Ask your processor: What’s my actual interchange rate? What’s your markup? What are all my monthly fees? If they can’t answer in writing, they’re hiding something.

Tips for Reading Your Merchant Processing Statement

Your statement should list every transaction type and its rate. Swiped cards at one rate. Keyed-in orders at another. Corporate cards at their actual rate, not downgraded to “non-qualified.” If you don’t see this breakdown, ask for it.

Check the “other fees” section monthly. PCI charges should only appear if you’re actually non-compliant. Batch fees should match the number of days you processed. If you see charges you don’t recognize, call and challenge them. Most processors will refund unauthorized fees if you push back.

Track your effective rate: total fees divided by total volume. If it’s creeping up month over month, that’s your signal to renegotiate or switch. Processors count on inertia. Don’t give it to them.

Frequently Asked Questions (FAQ)

What is a good processing fee for a restaurant?

1.5% to 2.2% is competitive in 2026. That assumes interchange-plus pricing, no tiered downgrades, and all fees itemized on your statement. If you’re paying more than 2.5% (including all monthly and transactional fees averaged into your effective rate), you’re overpaying. Get quotes from three processors. Don’t settle for the first offer.

How can I reduce my restaurant’s processing fees?

Switch to interchange-plus pricing if you’re on tiered.

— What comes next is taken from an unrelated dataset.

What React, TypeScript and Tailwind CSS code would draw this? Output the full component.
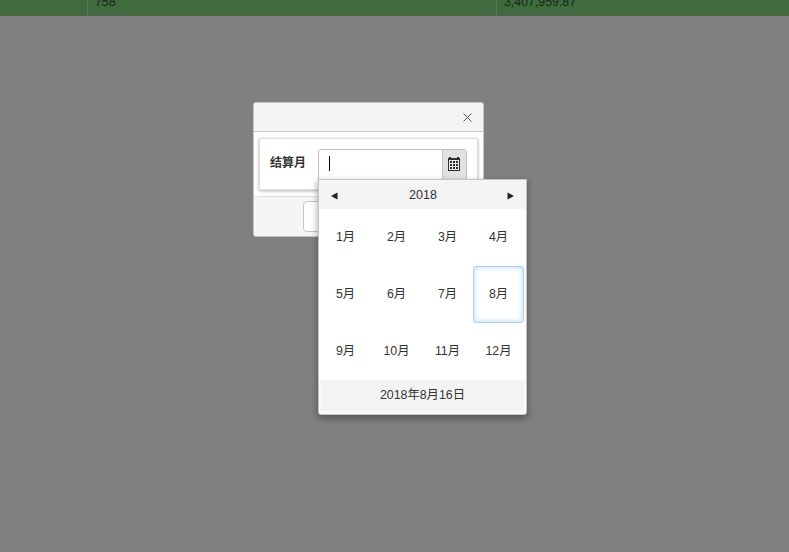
const months = ['1月', '2月', '3月', '4月', '5月', '6月', '7月', '8月', '9月', '10月', '11月', '12月'];

function CalendarIcon() {
  return (
    <svg width="12" height="14" viewBox="0 0 12 14" shapeRendering="crispEdges" fill="#2e2e2e">
      <path d="M0 1h1v-1h2v1h6v-1h2v1h1v13h-12zM1 3v10h10v-10z" fillRule="evenodd" />
      <path d="M1 3h10v10h-10z" fill="#f0f0f0" />
      {[4, 7, 10].map((y) => [2, 5, 8].map((x) => <rect key={`${x}-${y}`} x={x} y={y} width="2" height="2" />))}
    </svg>
  );
}

function MonthPicker() {
  return (
    <div className="absolute left-[318px] top-[179px] flex h-[236px] w-[209px] flex-col rounded-b-[3px] border border-[#c5c5c5] bg-[#f9f9f9] px-[2px] shadow-[0_3px_6px_1px_rgba(0,0,0,0.3)]">
      <div className="-mx-[2px] flex h-[30px] shrink-0 items-center justify-between bg-[#f4f4f4] px-[12px]">
        <svg width="7" height="8" viewBox="0 0 7 8" className="mt-[2px]"><path d="M6.5 0.5v7L0 4z" fill="#222" /></svg>
        <span className="pl-px text-[12.5px] leading-[30px]">2018</span>
        <svg width="7" height="8" viewBox="0 0 7 8" className="mt-[2px]"><path d="M0.5 0.5v7L7 4z" fill="#222" /></svg>
      </div>
      <div className="-ml-px grid h-[170px] w-[204px] shrink-0 grid-cols-4 grid-rows-[56px_57px_57px] bg-white outline-1 outline-white">
        {months.map((month) => (
          <div
            key={month}
            className={
              month === '8月'
                ? 'flex items-center justify-center rounded-[3px] border border-[#b2d0e8] bg-white pb-px shadow-[inset_0_0_4px_1px_#c3dff4]'
                : 'flex items-center justify-center pb-px'
            }
          >
            {month}
          </div>
        ))}
      </div>
      <div className="flex h-[30px] shrink-0 items-center justify-center border-b border-[#eeeeee] bg-[#f3f3f3] pt-[2px]">2018年8月16日</div>
    </div>
  );
}

export default function App() {
  return (
    <div className="relative h-[552px] w-[789px] overflow-hidden bg-[#808080] font-['Liberation_Sans','Noto_Sans_CJK_SC',sans-serif] text-[12.35px] text-[#333]">
      <div className="flex h-[16px] overflow-hidden border-b border-[#53674f] bg-[#3f6b3f] leading-[14px] text-[#172717]">
        <div className="w-[87px] shrink-0" />
        <div className="w-[409px] shrink-0 border-l border-[#5d755d] pl-[7px]"><span className="-mt-[5px] block">758</span></div>
        <div className="grow border-l border-[#5d755d] pl-[7px]"><span className="-mt-[5px] block">3,407,959.87</span></div>
      </div>
      <div className="absolute left-[253px] top-[102px] flex h-[135px] w-[231px] flex-col overflow-hidden rounded-[3px] border border-[#c5c5c5] bg-white">
        <div className="flex h-[29px] shrink-0 items-center justify-end border-b border-[#c9c9c9] bg-[#f4f4f4] pr-[11px]">
          <svg width="9" height="9" viewBox="0 0 9 9" stroke="#555" strokeWidth="1"><path d="M0.5 0.5l8 8M8.5 0.5l-8 8" /></svg>
        </div>
        <div className="h-[64px] shrink-0 px-[5px] pt-[6px]">
          <div className="flex h-[52px] items-start border border-[#dedede] pl-[10px] pt-[10px] shadow-[0_1px_3px_rgba(0,0,0,0.3)]">
            <label className="w-[48px] shrink-0 pt-[5px] text-[12px] font-bold leading-[18px]">结算月</label>
            <div className="flex h-[32px] w-[149px] shrink-0 overflow-hidden rounded-[3px] border border-[#bcbcbc] bg-white">
              <div className="grow pl-[10px] pt-[6px]"><div className="h-[15px] w-px bg-black" /></div>
              <div className="flex w-[24px] justify-center border-l border-[#c5c5c5] bg-[#e1e1e1] pr-px pt-[7px]"><CalendarIcon /></div>
            </div>
          </div>
        </div>
        <div className="grow border-t border-[#dcdcdc] bg-[#f5f5f5] pl-[49px] pt-[4px]">
          <div className="h-[31px] w-[80px] rounded-[4px] border border-[#c5c5c5] bg-white" />
        </div>
      </div>
      <MonthPicker />
    </div>
  );
}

Negotiate a lower processor markup (0.35% instead of 0.40% is standard for high-volume restaurants). Eliminate equipment leases—buy your terminal outright. Challenge PCI fees; most owners don’t need them if they’re compliant. And audit your statement monthly. One unexpected fee per month, multiplied across 12 months, is real money.

Are PCI fees mandatory?

No. PCI compliance is mandatory—your processor requires it. But PCI compliance fees are optional. Many restaurants pay them unnecessarily. If you’re compliant, you shouldn’t see a PCI fee. If you do, ask why. If the processor can’t justify it, demand it removed.